EXERCISE –
Copy out the listing that follows, exact in every word, and skip the images.
────────
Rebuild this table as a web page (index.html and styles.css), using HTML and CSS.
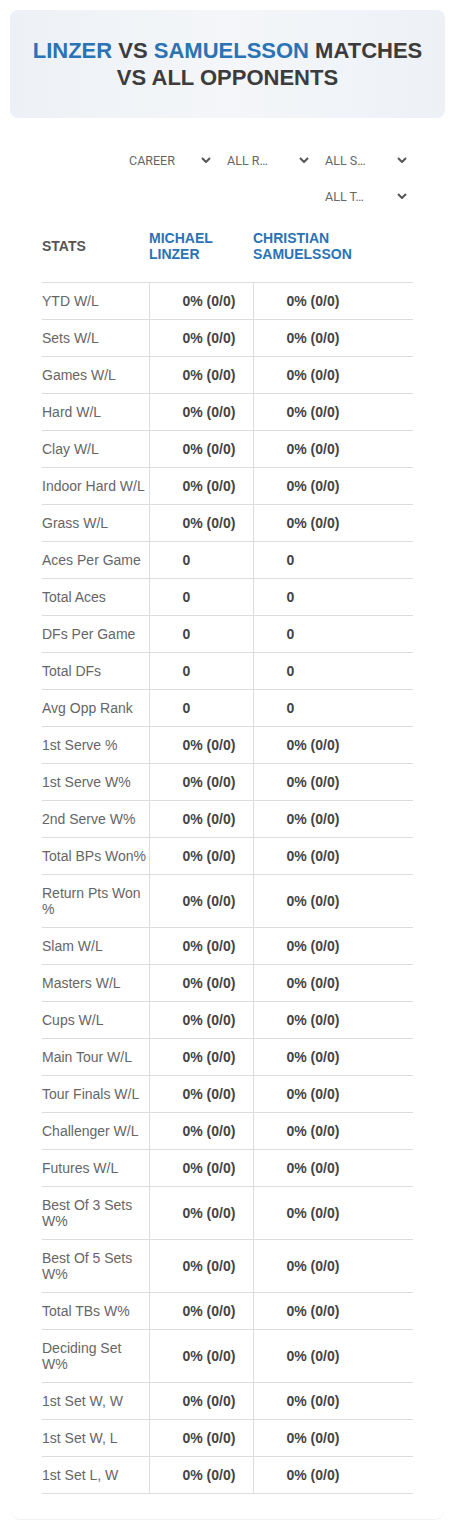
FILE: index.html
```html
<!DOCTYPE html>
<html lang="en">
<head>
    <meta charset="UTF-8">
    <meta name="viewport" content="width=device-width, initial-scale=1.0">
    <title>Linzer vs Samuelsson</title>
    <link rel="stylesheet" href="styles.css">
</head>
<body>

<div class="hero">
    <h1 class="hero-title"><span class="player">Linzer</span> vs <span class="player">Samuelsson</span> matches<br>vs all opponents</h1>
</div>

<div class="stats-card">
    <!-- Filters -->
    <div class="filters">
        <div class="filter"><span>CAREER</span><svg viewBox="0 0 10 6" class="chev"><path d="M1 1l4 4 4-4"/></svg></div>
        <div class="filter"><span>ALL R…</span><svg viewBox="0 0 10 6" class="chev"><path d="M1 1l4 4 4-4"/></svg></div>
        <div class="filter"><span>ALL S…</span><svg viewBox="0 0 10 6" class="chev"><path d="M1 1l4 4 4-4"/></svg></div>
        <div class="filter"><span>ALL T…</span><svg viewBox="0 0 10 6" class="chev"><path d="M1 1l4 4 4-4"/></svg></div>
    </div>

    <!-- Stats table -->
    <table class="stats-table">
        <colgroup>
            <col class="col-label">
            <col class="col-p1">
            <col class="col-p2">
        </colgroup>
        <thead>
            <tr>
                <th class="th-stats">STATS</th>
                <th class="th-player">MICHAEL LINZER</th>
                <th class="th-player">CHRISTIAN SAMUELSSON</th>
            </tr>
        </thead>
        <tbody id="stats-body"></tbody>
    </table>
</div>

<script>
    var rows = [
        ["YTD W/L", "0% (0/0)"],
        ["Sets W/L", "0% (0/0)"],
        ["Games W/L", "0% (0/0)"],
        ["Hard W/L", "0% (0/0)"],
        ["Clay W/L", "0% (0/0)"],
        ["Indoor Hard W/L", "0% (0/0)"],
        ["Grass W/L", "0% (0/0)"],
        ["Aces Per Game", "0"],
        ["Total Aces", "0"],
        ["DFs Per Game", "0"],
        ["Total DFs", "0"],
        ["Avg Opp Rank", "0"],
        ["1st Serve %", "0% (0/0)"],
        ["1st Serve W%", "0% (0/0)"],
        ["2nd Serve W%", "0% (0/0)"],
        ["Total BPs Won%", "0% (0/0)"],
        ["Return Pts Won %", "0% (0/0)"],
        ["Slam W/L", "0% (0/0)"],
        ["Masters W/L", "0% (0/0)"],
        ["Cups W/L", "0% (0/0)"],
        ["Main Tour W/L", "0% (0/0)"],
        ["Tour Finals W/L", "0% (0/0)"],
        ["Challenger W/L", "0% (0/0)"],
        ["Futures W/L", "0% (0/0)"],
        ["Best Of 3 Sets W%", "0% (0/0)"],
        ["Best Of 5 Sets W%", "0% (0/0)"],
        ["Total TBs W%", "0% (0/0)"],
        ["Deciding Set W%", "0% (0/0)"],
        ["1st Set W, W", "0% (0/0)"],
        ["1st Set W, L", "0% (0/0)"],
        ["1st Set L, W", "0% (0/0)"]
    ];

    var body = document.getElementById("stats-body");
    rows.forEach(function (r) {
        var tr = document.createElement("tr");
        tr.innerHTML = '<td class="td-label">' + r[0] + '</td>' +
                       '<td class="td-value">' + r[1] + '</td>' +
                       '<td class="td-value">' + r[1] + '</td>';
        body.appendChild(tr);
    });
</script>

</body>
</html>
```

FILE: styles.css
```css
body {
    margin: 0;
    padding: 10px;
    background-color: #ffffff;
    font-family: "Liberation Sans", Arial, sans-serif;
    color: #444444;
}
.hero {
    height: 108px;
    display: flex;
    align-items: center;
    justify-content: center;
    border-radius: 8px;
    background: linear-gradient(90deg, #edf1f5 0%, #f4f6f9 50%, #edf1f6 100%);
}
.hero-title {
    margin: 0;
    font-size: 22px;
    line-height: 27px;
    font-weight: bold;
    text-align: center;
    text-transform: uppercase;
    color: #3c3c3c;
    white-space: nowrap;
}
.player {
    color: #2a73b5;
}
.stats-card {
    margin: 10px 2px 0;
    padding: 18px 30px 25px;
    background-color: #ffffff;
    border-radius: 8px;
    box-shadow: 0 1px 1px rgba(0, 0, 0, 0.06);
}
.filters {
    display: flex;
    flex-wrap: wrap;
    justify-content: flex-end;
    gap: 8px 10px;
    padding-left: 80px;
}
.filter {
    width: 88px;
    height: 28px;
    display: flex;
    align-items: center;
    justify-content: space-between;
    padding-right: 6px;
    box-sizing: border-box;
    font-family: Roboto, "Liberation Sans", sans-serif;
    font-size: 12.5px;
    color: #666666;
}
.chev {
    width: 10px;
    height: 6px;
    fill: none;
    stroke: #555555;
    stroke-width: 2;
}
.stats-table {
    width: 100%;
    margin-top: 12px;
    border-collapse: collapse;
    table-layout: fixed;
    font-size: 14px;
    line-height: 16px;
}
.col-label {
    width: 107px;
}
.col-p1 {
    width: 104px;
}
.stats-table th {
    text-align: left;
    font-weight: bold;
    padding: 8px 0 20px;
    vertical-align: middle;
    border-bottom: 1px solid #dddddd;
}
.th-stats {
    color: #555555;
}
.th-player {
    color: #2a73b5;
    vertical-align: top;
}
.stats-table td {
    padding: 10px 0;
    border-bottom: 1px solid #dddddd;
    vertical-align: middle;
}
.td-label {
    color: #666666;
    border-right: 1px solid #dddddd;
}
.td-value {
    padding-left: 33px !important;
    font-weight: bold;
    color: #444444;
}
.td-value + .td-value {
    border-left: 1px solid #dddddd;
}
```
────────
PROBLEM SOLUTION –
Rebuild this table as a web page (index.html and styles.css), using HTML and CSS.
FILE: index.html
```html
<!DOCTYPE html>
<html lang="en">
<head>
    <meta charset="UTF-8">
    <meta name="viewport" content="width=device-width, initial-scale=1.0">
    <title>Linzer vs Samuelsson</title>
    <link rel="stylesheet" href="styles.css">
</head>
<body>

<div class="hero">
    <h1 class="hero-title"><span class="player">Linzer</span> vs <span class="player">Samuelsson</span> matches<br>vs all opponents</h1>
</div>

<div class="stats-card">
    <!-- Filters -->
    <div class="filters">
        <div class="filter"><span>CAREER</span><svg viewBox="0 0 10 6" class="chev"><path d="M1 1l4 4 4-4"/></svg></div>
        <div class="filter"><span>ALL R…</span><svg viewBox="0 0 10 6" class="chev"><path d="M1 1l4 4 4-4"/></svg></div>
        <div class="filter"><span>ALL S…</span><svg viewBox="0 0 10 6" class="chev"><path d="M1 1l4 4 4-4"/></svg></div>
        <div class="filter"><span>ALL T…</span><svg viewBox="0 0 10 6" class="chev"><path d="M1 1l4 4 4-4"/></svg></div>
    </div>

    <!-- Stats table -->
    <table class="stats-table">
        <colgroup>
            <col class="col-label">
            <col class="col-p1">
            <col class="col-p2">
        </colgroup>
        <thead>
            <tr>
                <th class="th-stats">STATS</th>
                <th class="th-player">MICHAEL LINZER</th>
                <th class="th-player">CHRISTIAN SAMUELSSON</th>
            </tr>
        </thead>
        <tbody id="stats-body"></tbody>
    </table>
</div>

<script>
    var rows = [
        ["YTD W/L", "0% (0/0)"],
        ["Sets W/L", "0% (0/0)"],
        ["Games W/L", "0% (0/0)"],
        ["Hard W/L", "0% (0/0)"],
        ["Clay W/L", "0% (0/0)"],
        ["Indoor Hard W/L", "0% (0/0)"],
        ["Grass W/L", "0% (0/0)"],
        ["Aces Per Game", "0"],
        ["Total Aces", "0"],
        ["DFs Per Game", "0"],
        ["Total DFs", "0"],
        ["Avg Opp Rank", "0"],
        ["1st Serve %", "0% (0/0)"],
        ["1st Serve W%", "0% (0/0)"],
        ["2nd Serve W%", "0% (0/0)"],
        ["Total BPs Won%", "0% (0/0)"],
        ["Return Pts Won %", "0% (0/0)"],
        ["Slam W/L", "0% (0/0)"],
        ["Masters W/L", "0% (0/0)"],
        ["Cups W/L", "0% (0/0)"],
        ["Main Tour W/L", "0% (0/0)"],
        ["Tour Finals W/L", "0% (0/0)"],
        ["Challenger W/L", "0% (0/0)"],
        ["Futures W/L", "0% (0/0)"],
        ["Best Of 3 Sets W%", "0% (0/0)"],
        ["Best Of 5 Sets W%", "0% (0/0)"],
        ["Total TBs W%", "0% (0/0)"],
        ["Deciding Set W%", "0% (0/0)"],
        ["1st Set W, W", "0% (0/0)"],
        ["1st Set W, L", "0% (0/0)"],
        ["1st Set L, W", "0% (0/0)"]
    ];

    var body = document.getElementById("stats-body");
    rows.forEach(function (r) {
        var tr = document.createElement("tr");
        tr.innerHTML = '<td class="td-label">' + r[0] + '</td>' +
                       '<td class="td-value">' + r[1] + '</td>' +
                       '<td class="td-value">' + r[1] + '</td>';
        body.appendChild(tr);
    });
</script>

</body>
</html>
```

FILE: styles.css
```css
body {
    margin: 0;
    padding: 10px;
    background-color: #ffffff;
    font-family: "Liberation Sans", Arial, sans-serif;
    color: #444444;
}
.hero {
    height: 108px;
    display: flex;
    align-items: center;
    justify-content: center;
    border-radius: 8px;
    background: linear-gradient(90deg, #edf1f5 0%, #f4f6f9 50%, #edf1f6 100%);
}
.hero-title {
    margin: 0;
    font-size: 22px;
    line-height: 27px;
    font-weight: bold;
    text-align: center;
    text-transform: uppercase;
    color: #3c3c3c;
    white-space: nowrap;
}
.player {
    color: #2a73b5;
}
.stats-card {
    margin: 10px 2px 0;
    padding: 18px 30px 25px;
    background-color: #ffffff;
    border-radius: 8px;
    box-shadow: 0 1px 1px rgba(0, 0, 0, 0.06);
}
.filters {
    display: flex;
    flex-wrap: wrap;
    justify-content: flex-end;
    gap: 8px 10px;
    padding-left: 80px;
}
.filter {
    width: 88px;
    height: 28px;
    display: flex;
    align-items: center;
    justify-content: space-between;
    padding-right: 6px;
    box-sizing: border-box;
    font-family: Roboto, "Liberation Sans", sans-serif;
    font-size: 12.5px;
    color: #666666;
}
.chev {
    width: 10px;
    height: 6px;
    fill: none;
    stroke: #555555;
    stroke-width: 2;
}
.stats-table {
    width: 100%;
    margin-top: 12px;
    border-collapse: collapse;
    table-layout: fixed;
    font-size: 14px;
    line-height: 16px;
}
.col-label {
    width: 107px;
}
.col-p1 {
    width: 104px;
}
.stats-table th {
    text-align: left;
    font-weight: bold;
    padding: 8px 0 20px;
    vertical-align: middle;
    border-bottom: 1px solid #dddddd;
}
.th-stats {
    color: #555555;
}
.th-player {
    color: #2a73b5;
    vertical-align: top;
}
.stats-table td {
    padding: 10px 0;
    border-bottom: 1px solid #dddddd;
    vertical-align: middle;
}
.td-label {
    color: #666666;
    border-right: 1px solid #dddddd;
}
.td-value {
    padding-left: 33px !important;
    font-weight: bold;
    color: #444444;
}
.td-value + .td-value {
    border-left: 1px solid #dddddd;
}
```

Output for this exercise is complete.